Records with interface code
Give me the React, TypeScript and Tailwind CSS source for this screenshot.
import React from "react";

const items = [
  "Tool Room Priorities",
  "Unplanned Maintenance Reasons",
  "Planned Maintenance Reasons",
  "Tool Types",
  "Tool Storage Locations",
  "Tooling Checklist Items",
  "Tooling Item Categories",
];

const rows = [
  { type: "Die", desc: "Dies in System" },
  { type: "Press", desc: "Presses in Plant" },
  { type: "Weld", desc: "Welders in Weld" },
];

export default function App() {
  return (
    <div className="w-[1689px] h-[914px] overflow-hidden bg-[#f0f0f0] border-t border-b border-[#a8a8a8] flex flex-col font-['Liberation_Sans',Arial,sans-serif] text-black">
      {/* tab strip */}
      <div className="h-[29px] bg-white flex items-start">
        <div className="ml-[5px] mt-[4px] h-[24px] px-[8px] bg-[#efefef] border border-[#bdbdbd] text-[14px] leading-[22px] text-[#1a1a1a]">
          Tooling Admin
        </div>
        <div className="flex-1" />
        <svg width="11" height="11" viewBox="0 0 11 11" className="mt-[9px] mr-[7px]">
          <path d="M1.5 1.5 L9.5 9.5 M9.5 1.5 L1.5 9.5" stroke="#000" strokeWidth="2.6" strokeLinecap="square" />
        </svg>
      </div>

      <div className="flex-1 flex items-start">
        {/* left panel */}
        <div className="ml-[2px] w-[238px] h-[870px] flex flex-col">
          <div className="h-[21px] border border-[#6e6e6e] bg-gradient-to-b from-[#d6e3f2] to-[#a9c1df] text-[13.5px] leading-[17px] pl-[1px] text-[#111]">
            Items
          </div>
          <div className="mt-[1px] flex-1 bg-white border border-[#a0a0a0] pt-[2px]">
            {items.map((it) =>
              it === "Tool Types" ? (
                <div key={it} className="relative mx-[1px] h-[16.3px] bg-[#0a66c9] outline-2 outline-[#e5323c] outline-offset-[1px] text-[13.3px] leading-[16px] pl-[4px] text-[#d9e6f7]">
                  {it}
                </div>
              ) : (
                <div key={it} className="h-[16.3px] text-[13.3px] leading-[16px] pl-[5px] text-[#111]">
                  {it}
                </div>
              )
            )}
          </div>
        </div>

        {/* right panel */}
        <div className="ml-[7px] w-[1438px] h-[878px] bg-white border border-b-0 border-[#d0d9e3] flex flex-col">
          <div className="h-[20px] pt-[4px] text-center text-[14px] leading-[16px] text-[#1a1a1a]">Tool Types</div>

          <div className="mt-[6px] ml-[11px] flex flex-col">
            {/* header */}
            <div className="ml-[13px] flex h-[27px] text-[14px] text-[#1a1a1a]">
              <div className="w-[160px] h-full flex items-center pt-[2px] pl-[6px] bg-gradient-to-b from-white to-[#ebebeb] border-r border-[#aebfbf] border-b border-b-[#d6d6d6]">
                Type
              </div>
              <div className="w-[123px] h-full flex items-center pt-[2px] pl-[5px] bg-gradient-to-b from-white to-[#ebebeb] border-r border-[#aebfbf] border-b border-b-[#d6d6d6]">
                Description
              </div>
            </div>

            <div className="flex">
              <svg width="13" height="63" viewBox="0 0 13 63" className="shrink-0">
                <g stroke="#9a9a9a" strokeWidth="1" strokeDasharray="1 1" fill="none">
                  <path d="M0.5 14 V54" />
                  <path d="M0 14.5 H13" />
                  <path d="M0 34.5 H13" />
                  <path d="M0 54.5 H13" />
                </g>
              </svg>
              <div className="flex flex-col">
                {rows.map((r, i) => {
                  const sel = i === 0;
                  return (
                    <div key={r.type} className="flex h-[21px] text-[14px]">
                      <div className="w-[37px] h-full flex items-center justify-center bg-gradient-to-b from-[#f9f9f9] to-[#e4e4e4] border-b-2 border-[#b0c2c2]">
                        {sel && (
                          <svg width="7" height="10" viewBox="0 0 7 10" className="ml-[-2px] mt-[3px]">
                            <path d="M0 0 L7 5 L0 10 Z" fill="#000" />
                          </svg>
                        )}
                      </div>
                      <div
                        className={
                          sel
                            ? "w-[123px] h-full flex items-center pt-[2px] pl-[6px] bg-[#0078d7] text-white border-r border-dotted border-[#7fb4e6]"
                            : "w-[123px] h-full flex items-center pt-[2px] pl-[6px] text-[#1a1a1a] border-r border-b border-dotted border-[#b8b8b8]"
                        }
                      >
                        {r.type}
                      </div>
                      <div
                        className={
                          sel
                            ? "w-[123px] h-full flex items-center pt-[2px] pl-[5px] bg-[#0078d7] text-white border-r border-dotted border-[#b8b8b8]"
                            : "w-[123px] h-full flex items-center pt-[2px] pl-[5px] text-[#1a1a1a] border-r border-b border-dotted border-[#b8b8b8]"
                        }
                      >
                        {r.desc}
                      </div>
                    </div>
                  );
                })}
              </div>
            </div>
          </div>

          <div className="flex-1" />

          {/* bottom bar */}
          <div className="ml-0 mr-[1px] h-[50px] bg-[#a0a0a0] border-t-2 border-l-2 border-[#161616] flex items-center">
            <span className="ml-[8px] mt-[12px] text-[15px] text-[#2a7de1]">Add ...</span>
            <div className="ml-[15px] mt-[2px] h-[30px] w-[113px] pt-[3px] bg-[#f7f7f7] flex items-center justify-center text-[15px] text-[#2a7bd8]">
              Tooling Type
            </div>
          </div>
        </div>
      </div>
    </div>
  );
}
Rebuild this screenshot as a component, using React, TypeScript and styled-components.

(Stated problem): Above are the records; copy all of them exactly.

(Response to the exercise):
Give me the React, TypeScript and Tailwind CSS source for this screenshot.
import React from "react";

const items = [
  "Tool Room Priorities",
  "Unplanned Maintenance Reasons",
  "Planned Maintenance Reasons",
  "Tool Types",
  "Tool Storage Locations",
  "Tooling Checklist Items",
  "Tooling Item Categories",
];

const rows = [
  { type: "Die", desc: "Dies in System" },
  { type: "Press", desc: "Presses in Plant" },
  { type: "Weld", desc: "Welders in Weld" },
];

export default function App() {
  return (
    <div className="w-[1689px] h-[914px] overflow-hidden bg-[#f0f0f0] border-t border-b border-[#a8a8a8] flex flex-col font-['Liberation_Sans',Arial,sans-serif] text-black">
      {/* tab strip */}
      <div className="h-[29px] bg-white flex items-start">
        <div className="ml-[5px] mt-[4px] h-[24px] px-[8px] bg-[#efefef] border border-[#bdbdbd] text-[14px] leading-[22px] text-[#1a1a1a]">
          Tooling Admin
        </div>
        <div className="flex-1" />
        <svg width="11" height="11" viewBox="0 0 11 11" className="mt-[9px] mr-[7px]">
          <path d="M1.5 1.5 L9.5 9.5 M9.5 1.5 L1.5 9.5" stroke="#000" strokeWidth="2.6" strokeLinecap="square" />
        </svg>
      </div>

      <div className="flex-1 flex items-start">
        {/* left panel */}
        <div className="ml-[2px] w-[238px] h-[870px] flex flex-col">
          <div className="h-[21px] border border-[#6e6e6e] bg-gradient-to-b from-[#d6e3f2] to-[#a9c1df] text-[13.5px] leading-[17px] pl-[1px] text-[#111]">
            Items
          </div>
          <div className="mt-[1px] flex-1 bg-white border border-[#a0a0a0] pt-[2px]">
            {items.map((it) =>
              it === "Tool Types" ? (
                <div key={it} className="relative mx-[1px] h-[16.3px] bg-[#0a66c9] outline-2 outline-[#e5323c] outline-offset-[1px] text-[13.3px] leading-[16px] pl-[4px] text-[#d9e6f7]">
                  {it}
                </div>
              ) : (
                <div key={it} className="h-[16.3px] text-[13.3px] leading-[16px] pl-[5px] text-[#111]">
                  {it}
                </div>
              )
            )}
          </div>
        </div>

        {/* right panel */}
        <div className="ml-[7px] w-[1438px] h-[878px] bg-white border border-b-0 border-[#d0d9e3] flex flex-col">
          <div className="h-[20px] pt-[4px] text-center text-[14px] leading-[16px] text-[#1a1a1a]">Tool Types</div>

          <div className="mt-[6px] ml-[11px] flex flex-col">
            {/* header */}
            <div className="ml-[13px] flex h-[27px] text-[14px] text-[#1a1a1a]">
              <div className="w-[160px] h-full flex items-center pt-[2px] pl-[6px] bg-gradient-to-b from-white to-[#ebebeb] border-r border-[#aebfbf] border-b border-b-[#d6d6d6]">
                Type
              </div>
              <div className="w-[123px] h-full flex items-center pt-[2px] pl-[5px] bg-gradient-to-b from-white to-[#ebebeb] border-r border-[#aebfbf] border-b border-b-[#d6d6d6]">
                Description
              </div>
            </div>

            <div className="flex">
              <svg width="13" height="63" viewBox="0 0 13 63" className="shrink-0">
                <g stroke="#9a9a9a" strokeWidth="1" strokeDasharray="1 1" fill="none">
                  <path d="M0.5 14 V54" />
                  <path d="M0 14.5 H13" />
                  <path d="M0 34.5 H13" />
                  <path d="M0 54.5 H13" />
                </g>
              </svg>
              <div className="flex flex-col">
                {rows.map((r, i) => {
                  const sel = i === 0;
                  return (
                    <div key={r.type} className="flex h-[21px] text-[14px]">
                      <div className="w-[37px] h-full flex items-center justify-center bg-gradient-to-b from-[#f9f9f9] to-[#e4e4e4] border-b-2 border-[#b0c2c2]">
                        {sel && (
                          <svg width="7" height="10" viewBox="0 0 7 10" className="ml-[-2px] mt-[3px]">
                            <path d="M0 0 L7 5 L0 10 Z" fill="#000" />
                          </svg>
                        )}
                      </div>
                      <div
                        className={
                          sel
                            ? "w-[123px] h-full flex items-center pt-[2px] pl-[6px] bg-[#0078d7] text-white border-r border-dotted border-[#7fb4e6]"
                            : "w-[123px] h-full flex items-center pt-[2px] pl-[6px] text-[#1a1a1a] border-r border-b border-dotted border-[#b8b8b8]"
                        }
                      >
                        {r.type}
                      </div>
                      <div
                        className={
                          sel
                            ? "w-[123px] h-full flex items-center pt-[2px] pl-[5px] bg-[#0078d7] text-white border-r border-dotted border-[#b8b8b8]"
                            : "w-[123px] h-full flex items-center pt-[2px] pl-[5px] text-[#1a1a1a] border-r border-b border-dotted border-[#b8b8b8]"
                        }
                      >
                        {r.desc}
                      </div>
                    </div>
                  );
                })}
              </div>
            </div>
          </div>

          <div className="flex-1" />

          {/* bottom bar */}
          <div className="ml-0 mr-[1px] h-[50px] bg-[#a0a0a0] border-t-2 border-l-2 border-[#161616] flex items-center">
            <span className="ml-[8px] mt-[12px] text-[15px] text-[#2a7de1]">Add ...</span>
            <div className="ml-[15px] mt-[2px] h-[30px] w-[113px] pt-[3px] bg-[#f7f7f7] flex items-center justify-center text-[15px] text-[#2a7bd8]">
              Tooling Type
            </div>
          </div>
        </div>
      </div>
    </div>
  );
}
Rebuild this screenshot as a component, using React, TypeScript and styled-components.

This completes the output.